Court denied the citizens had sustained injury
Writing for the Court, Chief Justice William H. Rehnquist denied that Americans United had proper standing and focused on the need for parties to a suit to show that they had sustained concrete injury. He relied chiefly on the decision in Flast v. Cohen (1968), where the Court had established a two-prong test for taxpayers to establish standing in such cases. American United did not meet the first prong because its members were not, as Flast required, challenging a congressional expenditure but rather a decision by a cabinet department to transfer a parcel of property. Similarly, the transfer did not involve “an exercise of authority conferred by the Taxing and Spending Clause.”
Rehnquist denied that Americans United had established any other type of standing either. The only real injury its members cited was “the psychological consequence presumably produced by observation of conduct with which one disagrees.” They found out about the transfer through a newspaper story and did not even live in the state where the transfer took place. To accept jurisdiction in this case, Rehnquist reasoned, would open the Court to many other cases where parties had little stake in the outcome.

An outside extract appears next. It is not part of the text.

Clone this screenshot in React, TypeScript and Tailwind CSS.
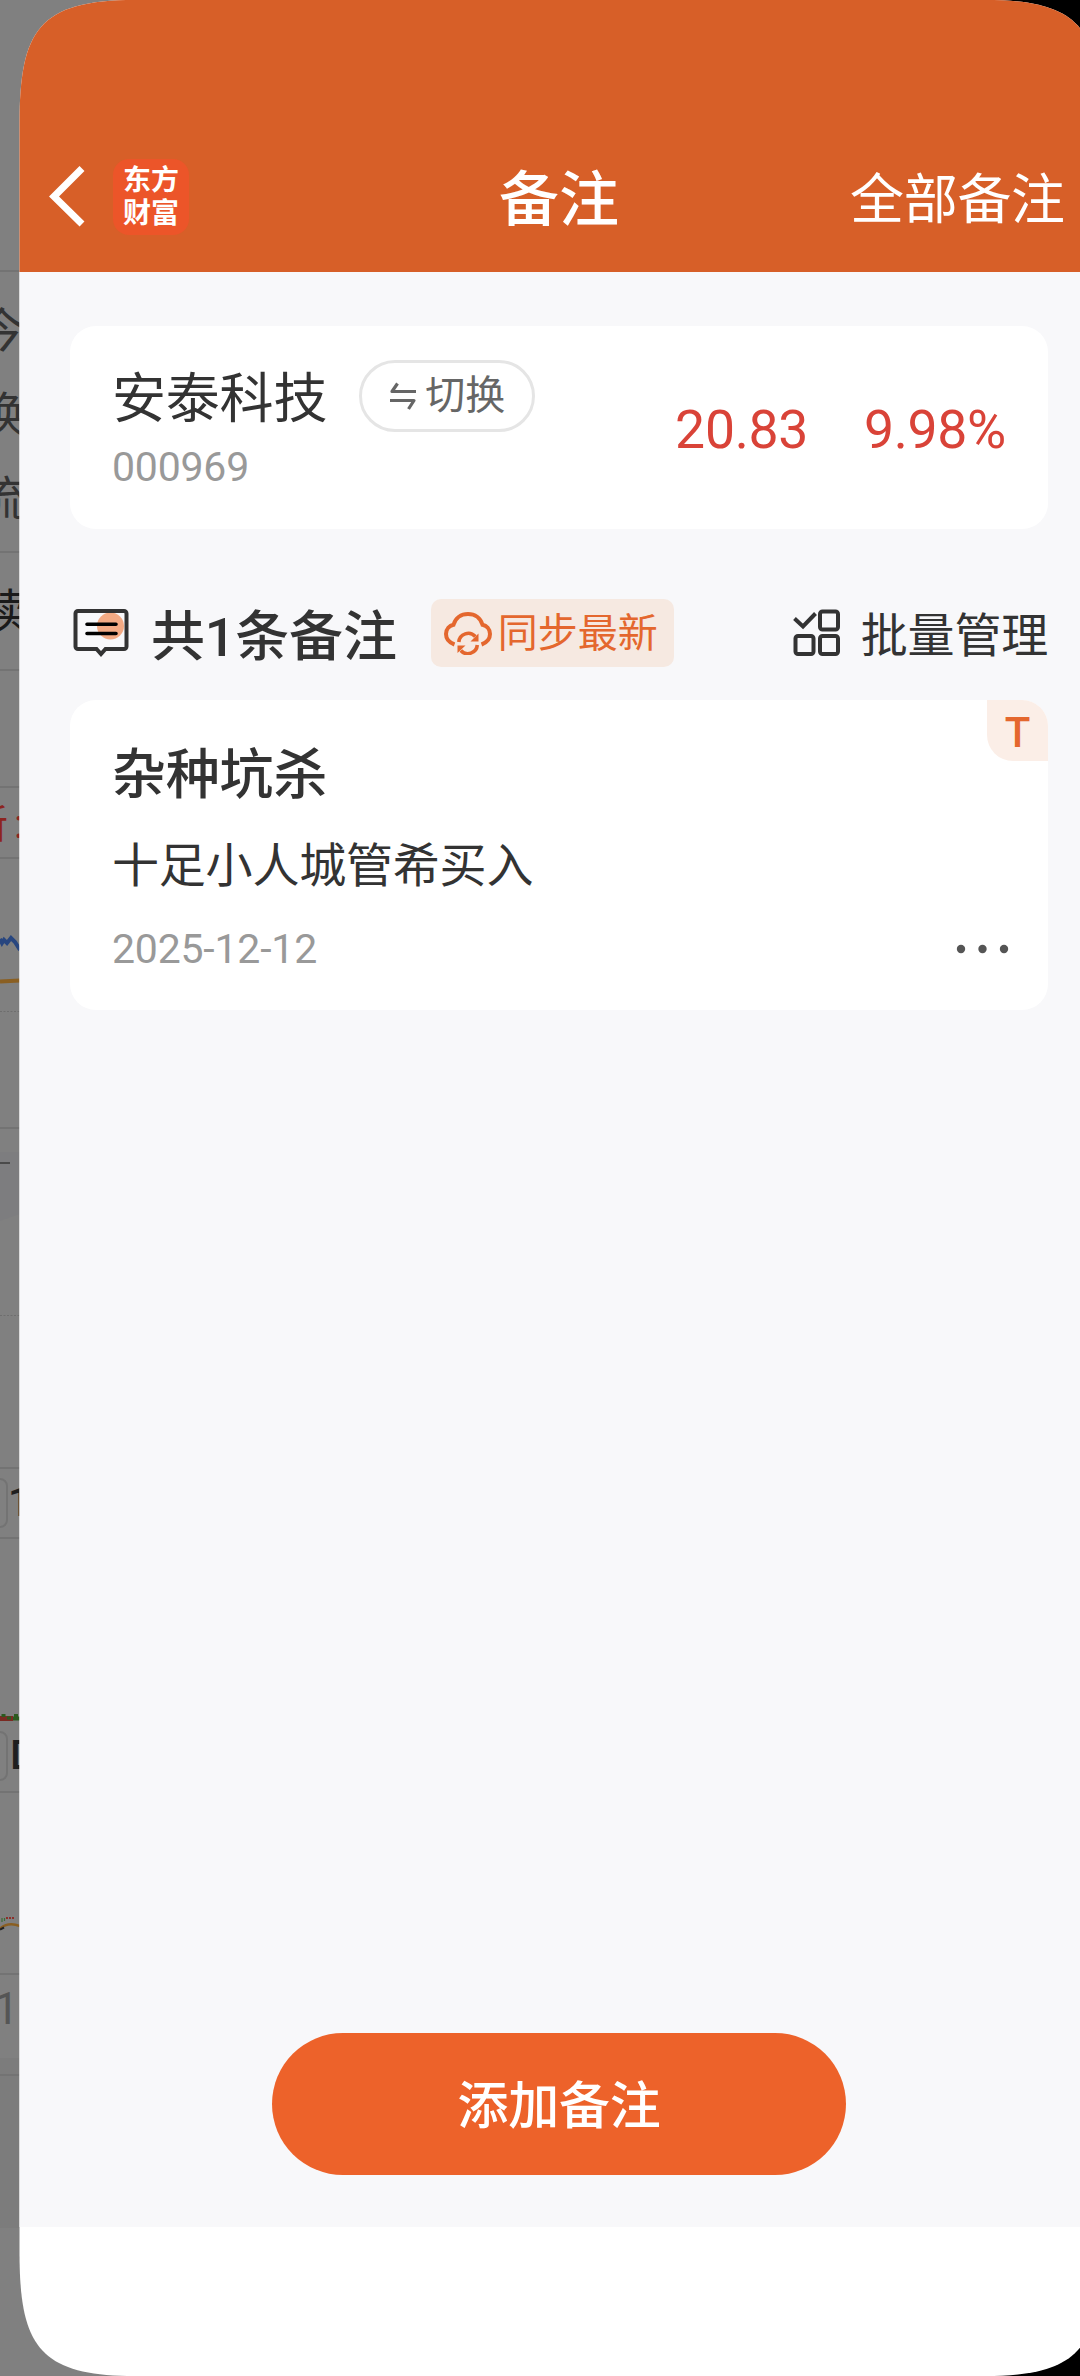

Dissenters thought Court should have considered Establishment Clause concerns
In dissent Justice William J. Brennan Jr., joined by Justices Thurgood Marshall and Harry A. Blackmun, argued that Rehnquist had elevated the case and controversy requirement over other constitutional objectives. Brennan believed that “one of the primary purposes of the Establishment Clause was to prevent the use of tax moneys for religious purposes,” and that the Court should not allow narrow understandings of standing to interfere with this purpose. He thought that the differences between this decision and Flast were insignificant. Justice John Paul Stevens also authored a dissent, in which he argued that the majority decision did not sufficiently recognize the importance of the Establishment Clause within the Constitution.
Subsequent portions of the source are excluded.